Making Constant Improvements with Data
In order to simplify your brand KPIs, you should be attuned to your customers. To do so, you’ll need to conduct primary market research through a potent online survey platform.
A strong online survey tool uses random device engagement (RDE) sampling, which enables you to reach respondents in their natural digital environments, instead of pre-recruiting them. This removes social pressures and will cut back on biases.
You should also use a mobile-first platform, since mobile usage dominates the digital space; as such, you would need a survey tool with the best mobile experience.
The platform you opt for should also offer artificial intelligence and machine learning to remove low-quality data, offer a broad range of survey and question types and disqualify low-quality data.

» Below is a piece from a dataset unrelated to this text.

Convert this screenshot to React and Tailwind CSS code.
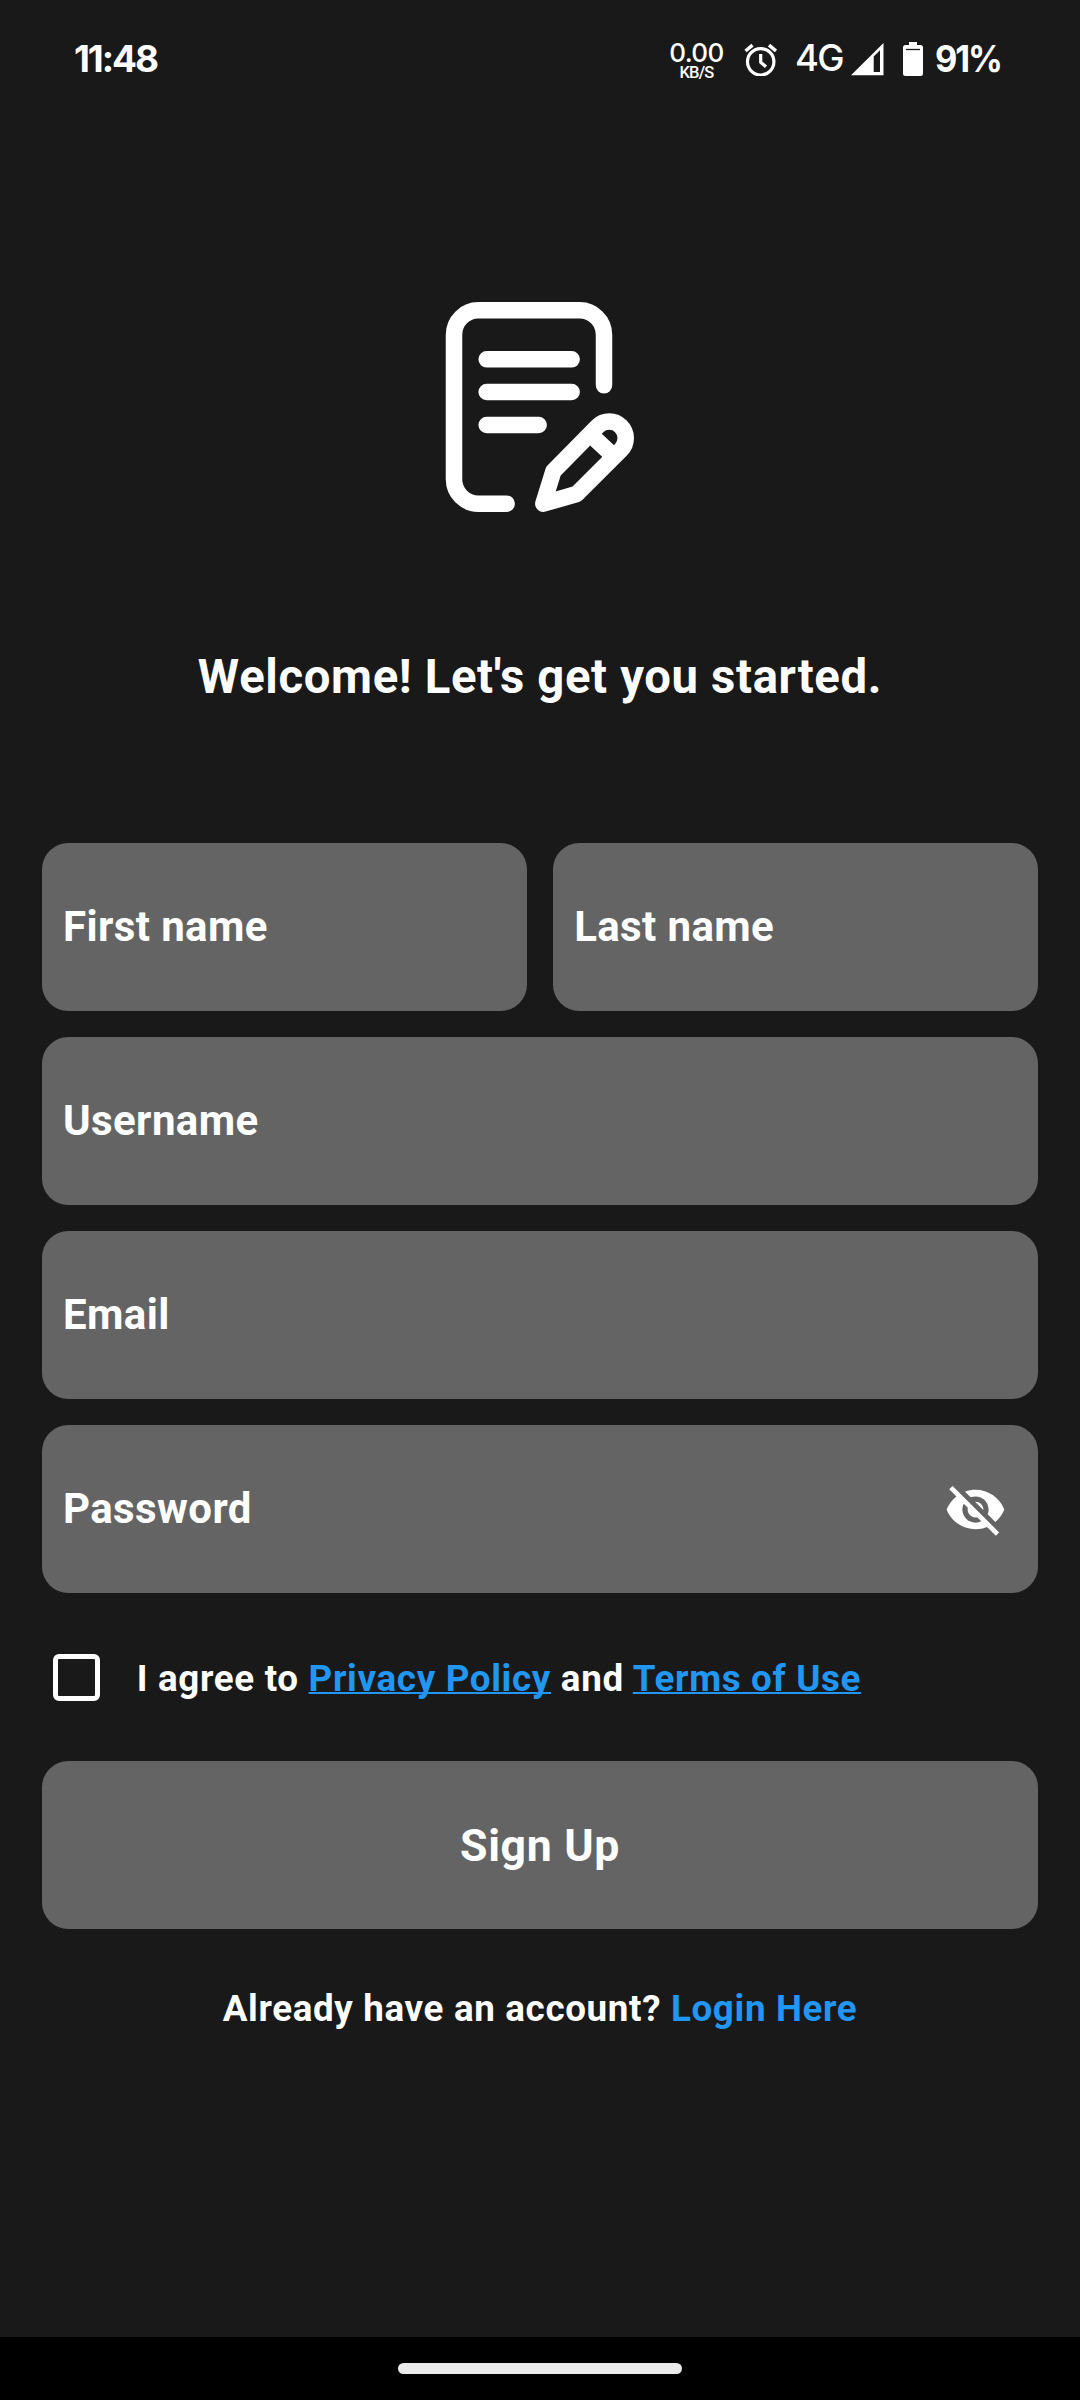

Most importantly, it should allow you to survey anyone. As such, you’ll need a platform with a reach to millions of consumers, along with one that offers the Distribution Link feature.
This feature will allow you to send your survey to specific customers, instead of just deploying them across a network.
When you use an online survey platform with all of these capabilities, you’ll be getting all the quality customer insights you need to cut back on using a host of KPIs.